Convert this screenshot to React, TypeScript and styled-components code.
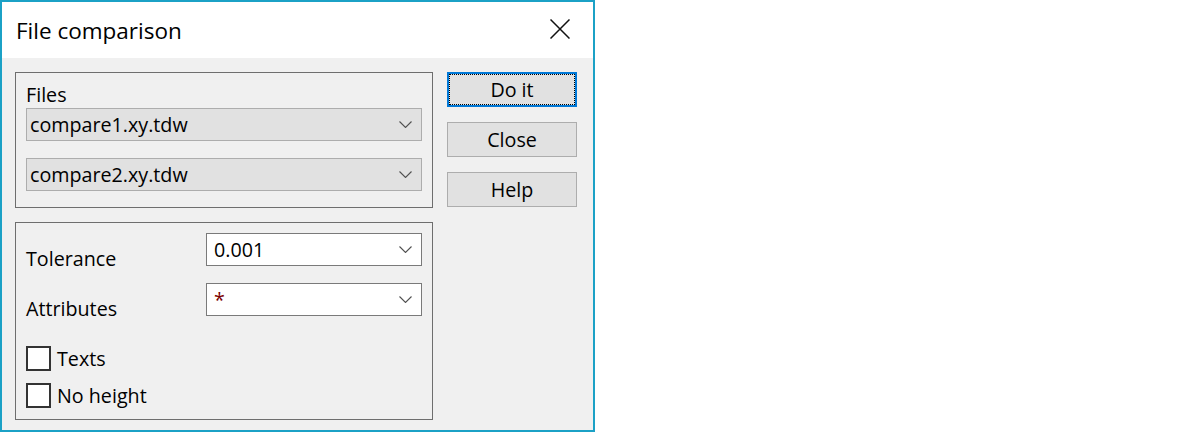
import React from "react";
import styled, { createGlobalStyle } from "styled-components";

const GlobalStyle = createGlobalStyle`
  html, body { margin: 0; padding: 0; background: #ffffff; }
  body { font-family: "Open Sans", "Noto Sans", "Liberation Sans", sans-serif; color: #000; }
  * { box-sizing: border-box; }
`;

const Window = styled.div`
  width: 595px;
  height: 432px;
  border: 2px solid #1ba1c6;
  background: #f0f0f0;
  display: flex;
  flex-direction: column;
`;

const TitleBar = styled.div`
  height: 56px;
  background: #ffffff;
  display: flex;
  align-items: center;
  justify-content: space-between;
  padding: 0 23px 0 14px;
`;

const Title = styled.span`
  font-size: 22.5px;
  line-height: 26px;
  margin-top: 1px;
`;

const CloseIcon = styled.svg`
  width: 20px;
  height: 20px;
  margin-top: -3px;
`;

const Body = styled.div`
  flex: 1;
  display: flex;
  gap: 14px;
  padding: 14px 0 0 13px;
`;

const LeftColumn = styled.div`
  width: 418px;
  display: flex;
  flex-direction: column;
  gap: 14px;
`;

const GroupBox = styled.div<{ $pad: string }>`
  border: 1px solid #6e6e6e;
  padding: ${(p) => p.$pad};
  display: flex;
  flex-direction: column;
`;

const GroupLabel = styled.div`
  font-size: 19.7px;
  line-height: 24px;
  margin-bottom: 1px;
`;

const Combo = styled.div<{ $editable?: boolean }>`
  height: 33px;
  display: flex;
  align-items: center;
  justify-content: space-between;
  background: ${(p) => (p.$editable ? "#ffffff" : "#e1e1e1")};
  border: 1px solid ${(p) => (p.$editable ? "#7a7a7a" : "#adadad")};
  padding: 0 9px 0 ${(p) => (p.$editable ? "7px" : "3px")};
  font-size: 19.7px;
`;

const ComboValue = styled.span<{ $accent?: boolean }>`
  color: ${(p) => (p.$accent ? "#7a0000" : "#000")};
  line-height: 24px;
`;

const Chevron = styled.svg`
  width: 13px;
  height: 7px;
  flex: none;
`;

const Spacer = styled.div<{ $h: number }>`
  height: ${(p) => p.$h}px;
  flex: none;
`;

const FieldRow = styled.div`
  display: grid;
  grid-template-columns: 180px 216px;
  grid-template-rows: 33px;
  align-items: start;
`;

const FieldLabel = styled.div`
  font-size: 19.7px;
  line-height: 24px;
  padding-top: 14px;
  height: 33px;
  overflow: visible;
  white-space: nowrap;
`;

const CheckRow = styled.label`
  display: flex;
  align-items: center;
  height: 25px;
  font-size: 19.7px;
`;

const CheckBox = styled.span`
  width: 25px;
  height: 25px;
  border: 2px solid #333333;
  background: #ffffff;
  flex: none;
`;

const CheckText = styled.span`
  margin-left: 6px;
  line-height: 24px;
`;

const ButtonColumn = styled.div`
  width: 130px;
  display: flex;
  flex-direction: column;
  gap: 15px;
`;

const Button = styled.button<{ $default?: boolean }>`
  height: 35px;
  width: 130px;
  padding: 0;
  font-family: inherit;
  font-size: 19.7px;
  color: #000;
  background: #e1e1e1;
  border: ${(p) => (p.$default ? "2px solid #0078d7" : "1px solid #adadad")};
  outline: ${(p) => (p.$default ? "1px dotted #000" : "none")};
  outline-offset: -3px;
  line-height: 24px;
`;

const ChevronIcon = () => (
  <Chevron viewBox="0 0 13 7">
    <polyline points="0.5,0.5 6.5,6.5 12.5,0.5" fill="none" stroke="#505050" strokeWidth="1.1" />
  </Chevron>
);

export default function App() {
  return (
    <>
      <GlobalStyle />
      <Window>
        <TitleBar>
          <Title>File comparison</Title>
          <CloseIcon viewBox="0 0 20 20">
            <path d="M0.5 0.5 L19.5 19.5 M19.5 0.5 L0.5 19.5" stroke="#111" strokeWidth="1.5" fill="none" />
          </CloseIcon>
        </TitleBar>
        <Body>
          <LeftColumn>
            <GroupBox $pad="10px 10px 16px 10px">
              <GroupLabel>Files</GroupLabel>
              <Combo>
                <ComboValue>compare1.xy.tdw</ComboValue>
                <ChevronIcon />
              </Combo>
              <Spacer $h={17} />
              <Combo>
                <ComboValue>compare2.xy.tdw</ComboValue>
                <ChevronIcon />
              </Combo>
            </GroupBox>
            <GroupBox $pad="10px 10px 11px 10px">
              <FieldRow>
                <FieldLabel>Tolerance</FieldLabel>
                <Combo $editable>
                  <ComboValue>0.001</ComboValue>
                  <ChevronIcon />
                </Combo>
              </FieldRow>
              <Spacer $h={17} />
              <FieldRow>
                <FieldLabel>Attributes</FieldLabel>
                <Combo $editable>
                  <ComboValue $accent>*</ComboValue>
                  <ChevronIcon />
                </Combo>
              </FieldRow>
              <Spacer $h={30} />
              <CheckRow>
                <CheckBox />
                <CheckText>Texts</CheckText>
              </CheckRow>
              <Spacer $h={12} />
              <CheckRow>
                <CheckBox />
                <CheckText>No height</CheckText>
              </CheckRow>
            </GroupBox>
          </LeftColumn>
          <ButtonColumn>
            <Button $default>Do it</Button>
            <Button>Close</Button>
            <Button>Help</Button>
          </ButtonColumn>
        </Body>
      </Window>
    </>
  );
}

+-------+

> _What is needed_:
Transcribe the full listing above exactly, with the images removed.

> _Reply_:
Convert this screenshot to React, TypeScript and styled-components code.
import React from "react";
import styled, { createGlobalStyle } from "styled-components";

const GlobalStyle = createGlobalStyle`
  html, body { margin: 0; padding: 0; background: #ffffff; }
  body { font-family: "Open Sans", "Noto Sans", "Liberation Sans", sans-serif; color: #000; }
  * { box-sizing: border-box; }
`;

const Window = styled.div`
  width: 595px;
  height: 432px;
  border: 2px solid #1ba1c6;
  background: #f0f0f0;
  display: flex;
  flex-direction: column;
`;

const TitleBar = styled.div`
  height: 56px;
  background: #ffffff;
  display: flex;
  align-items: center;
  justify-content: space-between;
  padding: 0 23px 0 14px;
`;

const Title = styled.span`
  font-size: 22.5px;
  line-height: 26px;
  margin-top: 1px;
`;

const CloseIcon = styled.svg`
  width: 20px;
  height: 20px;
  margin-top: -3px;
`;

const Body = styled.div`
  flex: 1;
  display: flex;
  gap: 14px;
  padding: 14px 0 0 13px;
`;

const LeftColumn = styled.div`
  width: 418px;
  display: flex;
  flex-direction: column;
  gap: 14px;
`;

const GroupBox = styled.div<{ $pad: string }>`
  border: 1px solid #6e6e6e;
  padding: ${(p) => p.$pad};
  display: flex;
  flex-direction: column;
`;

const GroupLabel = styled.div`
  font-size: 19.7px;
  line-height: 24px;
  margin-bottom: 1px;
`;

const Combo = styled.div<{ $editable?: boolean }>`
  height: 33px;
  display: flex;
  align-items: center;
  justify-content: space-between;
  background: ${(p) => (p.$editable ? "#ffffff" : "#e1e1e1")};
  border: 1px solid ${(p) => (p.$editable ? "#7a7a7a" : "#adadad")};
  padding: 0 9px 0 ${(p) => (p.$editable ? "7px" : "3px")};
  font-size: 19.7px;
`;

const ComboValue = styled.span<{ $accent?: boolean }>`
  color: ${(p) => (p.$accent ? "#7a0000" : "#000")};
  line-height: 24px;
`;

const Chevron = styled.svg`
  width: 13px;
  height: 7px;
  flex: none;
`;

const Spacer = styled.div<{ $h: number }>`
  height: ${(p) => p.$h}px;
  flex: none;
`;

const FieldRow = styled.div`
  display: grid;
  grid-template-columns: 180px 216px;
  grid-template-rows: 33px;
  align-items: start;
`;

const FieldLabel = styled.div`
  font-size: 19.7px;
  line-height: 24px;
  padding-top: 14px;
  height: 33px;
  overflow: visible;
  white-space: nowrap;
`;

const CheckRow = styled.label`
  display: flex;
  align-items: center;
  height: 25px;
  font-size: 19.7px;
`;

const CheckBox = styled.span`
  width: 25px;
  height: 25px;
  border: 2px solid #333333;
  background: #ffffff;
  flex: none;
`;

const CheckText = styled.span`
  margin-left: 6px;
  line-height: 24px;
`;

const ButtonColumn = styled.div`
  width: 130px;
  display: flex;
  flex-direction: column;
  gap: 15px;
`;

const Button = styled.button<{ $default?: boolean }>`
  height: 35px;
  width: 130px;
  padding: 0;
  font-family: inherit;
  font-size: 19.7px;
  color: #000;
  background: #e1e1e1;
  border: ${(p) => (p.$default ? "2px solid #0078d7" : "1px solid #adadad")};
  outline: ${(p) => (p.$default ? "1px dotted #000" : "none")};
  outline-offset: -3px;
  line-height: 24px;
`;

const ChevronIcon = () => (
  <Chevron viewBox="0 0 13 7">
    <polyline points="0.5,0.5 6.5,6.5 12.5,0.5" fill="none" stroke="#505050" strokeWidth="1.1" />
  </Chevron>
);

export default function App() {
  return (
    <>
      <GlobalStyle />
      <Window>
        <TitleBar>
          <Title>File comparison</Title>
          <CloseIcon viewBox="0 0 20 20">
            <path d="M0.5 0.5 L19.5 19.5 M19.5 0.5 L0.5 19.5" stroke="#111" strokeWidth="1.5" fill="none" />
          </CloseIcon>
        </TitleBar>
        <Body>
          <LeftColumn>
            <GroupBox $pad="10px 10px 16px 10px">
              <GroupLabel>Files</GroupLabel>
              <Combo>
                <ComboValue>compare1.xy.tdw</ComboValue>
                <ChevronIcon />
              </Combo>
              <Spacer $h={17} />
              <Combo>
                <ComboValue>compare2.xy.tdw</ComboValue>
                <ChevronIcon />
              </Combo>
            </GroupBox>
            <GroupBox $pad="10px 10px 11px 10px">
              <FieldRow>
                <FieldLabel>Tolerance</FieldLabel>
                <Combo $editable>
                  <ComboValue>0.001</ComboValue>
                  <ChevronIcon />
                </Combo>
              </FieldRow>
              <Spacer $h={17} />
              <FieldRow>
                <FieldLabel>Attributes</FieldLabel>
                <Combo $editable>
                  <ComboValue $accent>*</ComboValue>
                  <ChevronIcon />
                </Combo>
              </FieldRow>
              <Spacer $h={30} />
              <CheckRow>
                <CheckBox />
                <CheckText>Texts</CheckText>
              </CheckRow>
              <Spacer $h={12} />
              <CheckRow>
                <CheckBox />
                <CheckText>No height</CheckText>
              </CheckRow>
            </GroupBox>
          </LeftColumn>
          <ButtonColumn>
            <Button $default>Do it</Button>
            <Button>Close</Button>
            <Button>Help</Button>
          </ButtonColumn>
        </Body>
      </Window>
    </>
  );
}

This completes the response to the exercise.